Gilbert’s plan was to have a small corner in which to work on his own projects, while the garage, renamed ‘Obsolete Iron Motors’, carried on as before. It hasn’t quite worked out like that. Gilbert estimates that 50–60 per cent of his clients own older cars or hot rods. He personally spends much of his time in Pleasant Point working on motorcycles, hot rods, and custom builds.
Pleasant Point Motors did a lot of motor reconditioning, so had large machine tools such as a British flat-bed lathe driven by a flat belt from overhead shafting, which is itself powered by an electric motor mounted high on the brick wall, a massive TOS Czechoslovakian lathe — interestingly labelled as a ‘Triumph’ — and a smaller Emco one.
Gilbert already owned the large Tom Senior milling machine. There is also an enormous hand-cranked press, which Gilbert plans to convert to hydraulic. However, he finds old machinery so appealing that he is increasingly reluctant to do so.

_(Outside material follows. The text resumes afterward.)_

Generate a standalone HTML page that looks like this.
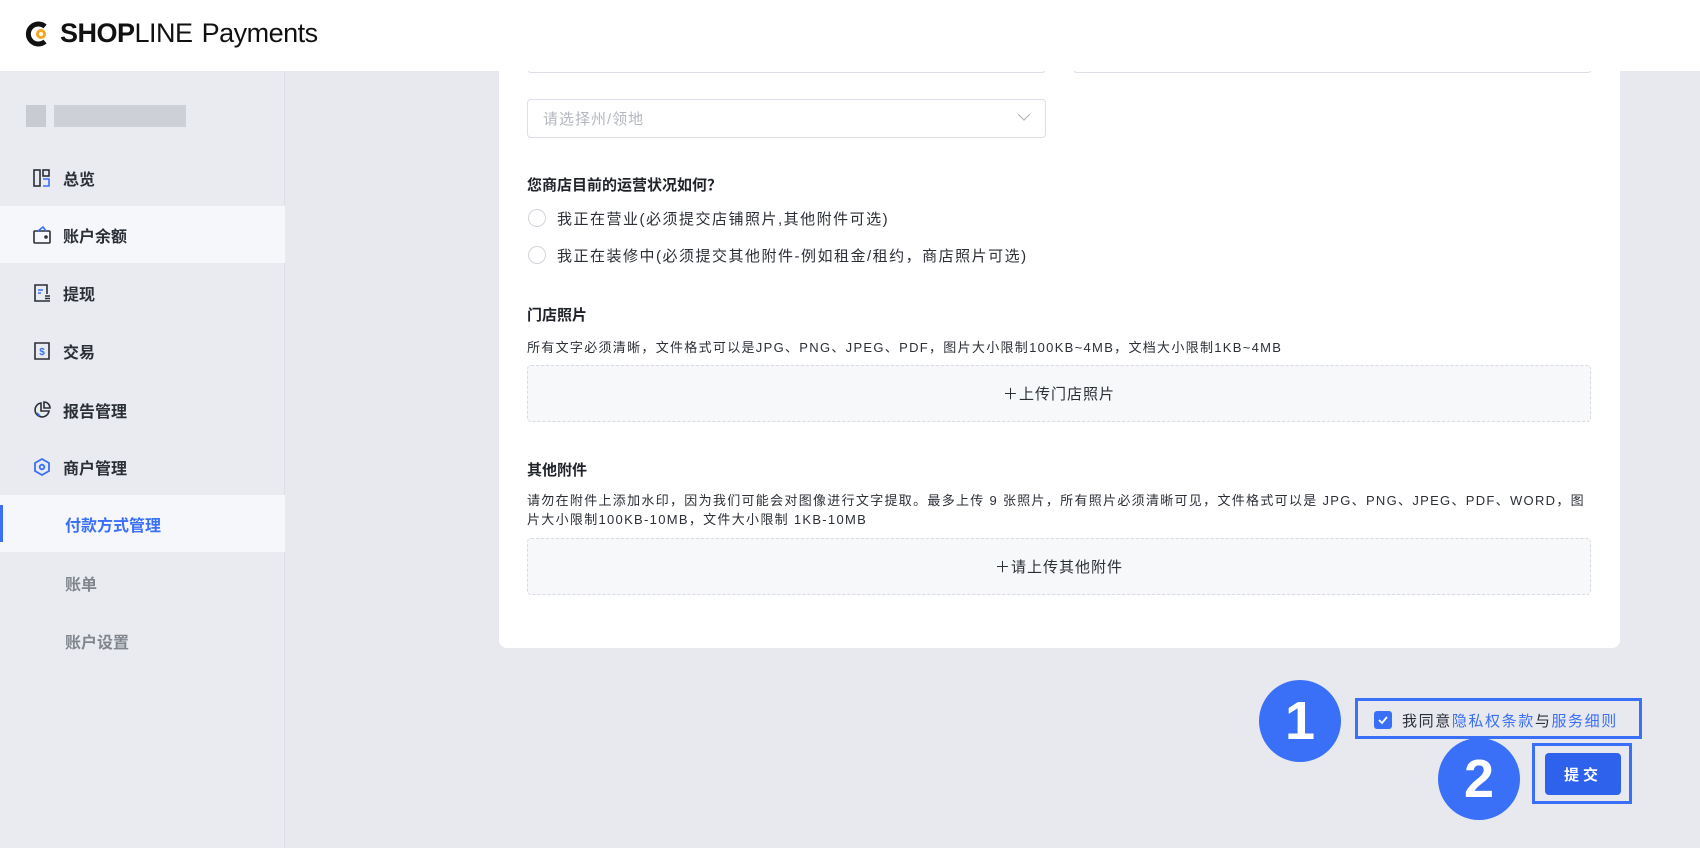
<!DOCTYPE html>
<html><head><meta charset="utf-8"><style>
*{margin:0;padding:0;box-sizing:border-box}
body{width:1700px;height:848px;overflow:hidden;background:#e7e9ee;font-family:"Liberation Sans","Noto Sans CJK SC",sans-serif;color:#1f2329;position:relative}
.abs{position:absolute}
.hdr{left:0;top:0;width:1700px;height:71px;background:#fff;z-index:5}
.side{left:0;top:71px;width:285px;height:777px;background:#e9ebf0;border-right:1px solid #dcdfe5}
.item{position:absolute;left:0;width:285px;height:57px;display:flex;align-items:center;font-size:16px;font-weight:bold;color:#2b2f36}
.item svg{position:absolute;left:33px}
.item span{position:absolute;left:63px}
.card{left:499px;top:60px;width:1121px;height:588px;background:#fff;border-radius:8px}
.t{position:absolute;white-space:nowrap}
.radio{position:absolute;left:528px;width:18px;height:18px;border:1px solid #d0d4da;border-radius:50%;background:#fff}
.up{position:absolute;left:527px;width:1064px;background:#f7f8fa;border:1px dashed #d8dbe0;border-radius:4px;display:flex;align-items:center;justify-content:center;font-size:15px;color:#2b2f36;letter-spacing:1px}
.circ{position:absolute;width:82px;height:82px;border-radius:50%;background:#3a6ff7;color:#fff;font-size:54px;display:flex;align-items:center;justify-content:center;font-family:"Liberation Sans",sans-serif;font-weight:bold}
</style></head><body>
<div class="abs hdr">
 <svg class="abs" style="left:24px;top:21px" width="26" height="26" viewBox="0 0 26 26"><path d="M21 5.5A10 10 0 1 0 21 20.5" fill="none" stroke="#111" stroke-width="5"/><circle cx="17" cy="13" r="5" fill="#f5a623"/><circle cx="17" cy="13" r="2" fill="#fff"/></svg>
 <div class="t" style="left:60px;top:18px;font-size:27px;letter-spacing:-0.5px;color:#111"><b>SHOP</b>LINE <span style="margin-left:2px">Payments</span></div>
</div>
<div class="abs side">
 <div class="abs" style="left:16px;top:24px;width:180px;height:36px;">
  <div class="abs" style="left:10px;top:10px;width:20px;height:22px;background:#c8cbd1"></div>
  <div class="abs" style="left:38px;top:10px;width:132px;height:22px;background:#cdd0d6"></div>
 </div>
 <div class="item" style="top:78px"><svg width="18" height="18" viewBox="0 0 18 18" fill="none" stroke="#2b2f36" stroke-width="1.6"><rect x="1" y="1" width="6" height="16"/><rect x="10" y="1" width="6" height="6"/><path d="M10 10h6v7h-6" stroke="#3a6ff7"/></svg><span>总览</span></div>
 <div class="item" style="top:135px;background:#f6f7fa"><svg width="18" height="18" viewBox="0 0 18 18" fill="none" stroke="#2b2f36" stroke-width="1.6"><rect x="1" y="5" width="16" height="12" rx="1"/><path d="M5 5l5-4 3 4" stroke="#3a6ff7"/><circle cx="13" cy="11" r="1" fill="#2b2f36"/></svg><span>账户余额</span></div>
 <div class="item" style="top:193px"><svg width="18" height="18" viewBox="0 0 18 18" fill="none" stroke="#2b2f36" stroke-width="1.6"><path d="M12 17H2V1h12v9"/><path d="M5 6h5M5 9h3" stroke="#3a6ff7"/><path d="M12 12h5M12 14.5h5M12 17h5"/></svg><span>提现</span></div>
 <div class="item" style="top:251px"><svg width="18" height="18" viewBox="0 0 18 18" fill="none" stroke="#2b2f36" stroke-width="1.6"><path d="M2 1h14v16H2z"/><text x="9" y="13" font-size="10" text-anchor="middle" fill="#3a6ff7" stroke="none" font-weight="bold">$</text></svg><span>交易</span></div>
 <div class="item" style="top:310px"><svg width="18" height="18" viewBox="0 0 18 18" fill="none" stroke="#2b2f36" stroke-width="1.6"><path d="M8 2a7 7 0 1 0 8 8H8z"/><path d="M11 1a6 6 0 0 1 6 6h-6z"/><path d="M4 12l3 3" stroke="#3a6ff7"/></svg><span>报告管理</span></div>
 <div class="item" style="top:367px"><svg width="18" height="18" viewBox="0 0 18 18" fill="none" stroke="#3a6ff7" stroke-width="1.8"><path d="M9 1l7 4v8l-7 4-7-4V5z"/><circle cx="9" cy="9" r="2.3"/></svg><span>商户管理</span></div>
 <div class="item" style="top:424px;background:#f6f7fa;color:#3a6ff7"><div class="abs" style="left:0;top:10px;width:3px;height:37px;background:#3a6ff7"></div><span style="left:65px">付款方式管理</span></div>
 <div class="item" style="top:483px;color:#80858e;font-weight:bold"><span style="left:65px">账单</span></div>
 <div class="item" style="top:541px;color:#80858e"><span style="left:65px">账户设置</span></div>
</div>
<div class="abs card"></div>
<div class="abs" style="left:527px;top:50px;width:519px;height:23px;border:1px solid #dcdfe5;border-top:none;border-radius:0 0 4px 4px;background:#fff"></div>
<div class="abs" style="left:1073px;top:50px;width:519px;height:23px;border:1px solid #dcdfe5;border-top:none;border-radius:0 0 4px 4px;background:#fff"></div>
<div class="abs" style="left:527px;top:99px;width:519px;height:39px;border:1px solid #dcdfe5;border-radius:4px;background:#fff"></div>
<div class="t" style="left:543px;top:108px;font-size:15px;color:#b3b7bf;letter-spacing:1px">请选择州/领地</div>
<svg class="abs" style="left:1017px;top:113px" width="14" height="9" viewBox="0 0 14 9"><path d="M1 1l6 6 6-6" fill="none" stroke="#b3b7bf" stroke-width="1.2"/></svg>
<div class="t" style="left:527px;top:174px;font-size:15px;font-weight:bold">您商店目前的运营状况如何？</div>
<div class="radio" style="top:209px"></div>
<div class="t" style="left:557px;top:208px;font-size:15px;color:#2b2f36;letter-spacing:1.5px">我正在营业(必须提交店铺照片,其他附件可选)</div>
<div class="radio" style="top:246px"></div>
<div class="t" style="left:557px;top:245px;font-size:15px;color:#2b2f36;letter-spacing:1.5px">我正在装修中(必须提交其他附件-例如租金/租约，商店照片可选)</div>
<div class="t" style="left:527px;top:304px;font-size:15px;font-weight:bold">门店照片</div>
<div class="t" style="left:527px;top:337px;font-size:13px;color:#2b2f36;letter-spacing:1.3px">所有文字必须清晰，文件格式可以是JPG、PNG、JPEG、PDF，图片大小限制100KB~4MB，文档大小限制1KB~4MB</div>
<div class="up" style="top:365px;height:57px">＋上传门店照片</div>
<div class="t" style="left:527px;top:459px;font-size:15px;font-weight:bold">其他附件</div>
<div class="t" style="left:527px;top:491px;font-size:13px;color:#2b2f36;line-height:19px;white-space:normal;width:1068px;letter-spacing:1.3px;word-break:break-all">请勿在附件上添加水印，因为我们可能会对图像进行文字提取。最多上传 9 张照片，所有照片必须清晰可见，文件格式可以是 JPG、PNG、JPEG、PDF、WORD，图片大小限制100KB-10MB，文件大小限制 1KB-10MB</div>
<div class="up" style="top:538px;height:57px">＋请上传其他附件</div>
<div class="circ" style="left:1259px;top:680px">1</div>
<div class="circ" style="left:1438px;top:738px">2</div>
<div class="abs" style="left:1355px;top:698px;width:287px;height:41px;border:3px solid #3a6ff7"></div>
<div class="abs" style="left:1374px;top:711px;width:18px;height:18px;border-radius:3px;background:#3a6ff7"></div>
<svg class="abs" style="left:1377px;top:714px" width="12" height="12" viewBox="0 0 12 12"><path d="M2 6l3 3 5-6" fill="none" stroke="#fff" stroke-width="1.8"/></svg>
<div class="t" style="left:1402px;top:710px;font-size:15px;color:#2b2f36;letter-spacing:1.6px">我同意<span style="color:#3a6ff7">隐私权条款</span>与<span style="color:#3a6ff7">服务细则</span></div>
<div class="abs" style="left:1532px;top:743px;width:100px;height:61px;border:3px solid #3a6ff7"></div>
<div class="abs" style="left:1545px;top:753px;width:76px;height:42px;border-radius:4px;background:#2f62ec;color:#fff;font-size:15px;font-weight:bold;display:flex;align-items:center;justify-content:center;letter-spacing:4px">提交</div>
</body></html>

Currently, Gilbert is at the garage only two weeks out of four. The other two weeks he is employed on the construction of Napier’s new container port as a marine engineer, working on a tug that operates with the project’s dredge. After his many years at sea he is well used to the 12-hour shifts and 84-hour weeks.
Classic car repairs
When The Shed visits, a number of clients’ cars are being worked on: a 1929 Austin Seven Chummy, a 1935 Morris 10, a 1931 Model A Ford Fordor sedan, and a VW Bug. The 1937 Chevrolet GA Master Deluxe sedan on the hoist is having its ‘knee-action’ independent front suspension converted to a solid front axle. Gilbert tells us that it’s possible to get oversize components from the US to repair some wear in these notoriously short-lived suspension systems, but not the very extensive wear that this knee-action has suffered over the years — the car was undrivable — so a replacement beam axle ‘straight’ front suspension, from the same year’s GB model, is being installed.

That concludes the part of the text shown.